Los que manejan el negocio, los dueños de la pelota, actúan como si los jugadores no existieran. Jamás los escuchan. Los verdaderos protagonistas del espectáculo asisten desde la tribuna, como espectadores, a las decisiones que toman los empresarios y sus burócratas: quiénes juegan, por cuánto, cuándo, dónde y cómo. Designios inescrutables, cuentas secretas. La FIFA modifica los reglamentos, con buen criterio o con criterio dudoso, y discute cambios delirantes, como la ampliación de los arcos, sin que los jugadores puedan nunca decir ni pío.
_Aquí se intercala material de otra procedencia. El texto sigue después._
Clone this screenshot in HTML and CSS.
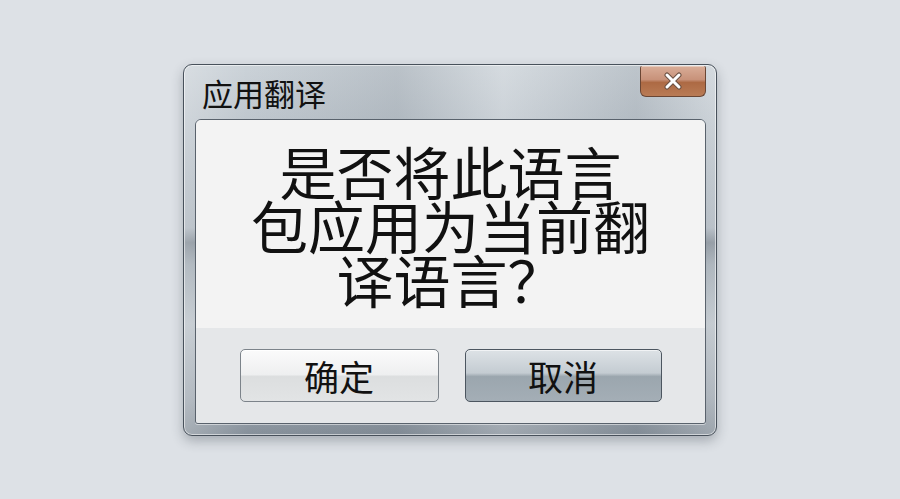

En el mundo actual, todo lo que se mueve y todo lo que está quieto trasmite algún mensaje comercial. Cada jugador de futbol debe ser una cartelera publicitaria en movimiento, aconsejando al público consumir productos, pero la FIFA prohíbe que los jugadores porten mensajes que aconsejen la solidaridad social, disparate que está expresamente prohibido. Julio Grondona, presidente del futbol argentino, recordó recientemente la prohibición, cuando algunos jugadores quisieron expresar en la cancha su apoyo a la huelga de los docentes, que ganan sueldos de ayuno perpetuo. Y en abril de este año, la FIFA castigó con una multa al jugador inglés Robbie Fowler, por el delito de inscribir en su camiseta una frase de adhesión a la huelga de los obreros de los puertos.
Cuanto más alto es el nivel profesional del futbol, más abundan los deberes, siempre más numerosos que los derechos: la aceptación de las decisiones ajenas, la disciplina militar, los entrenamientos extenuantes, los viajes incesantes, los partidos que se juegan un día sí y otro también, laobligación de rendir más a cambio de menos, el bombardeo de drogas que queman la juventud pero permiten cumplir a pesar del agotamiento y de las lesiones... Los jugadores, los autores de la fiesta, padecen un atroz ritmo de trabajo, que invita a recordar la respuesta que dio Winston Churchill al periodista que le preguntó cuál era el secreto de su vida tan larga y su salud tan buena. En 1964, Churchill había llegado tan campante a los 90 años:
--¿Quiere usted saber cuál es el secreto? --respondió Churchill--: el deporte. Jamás lo practiqué.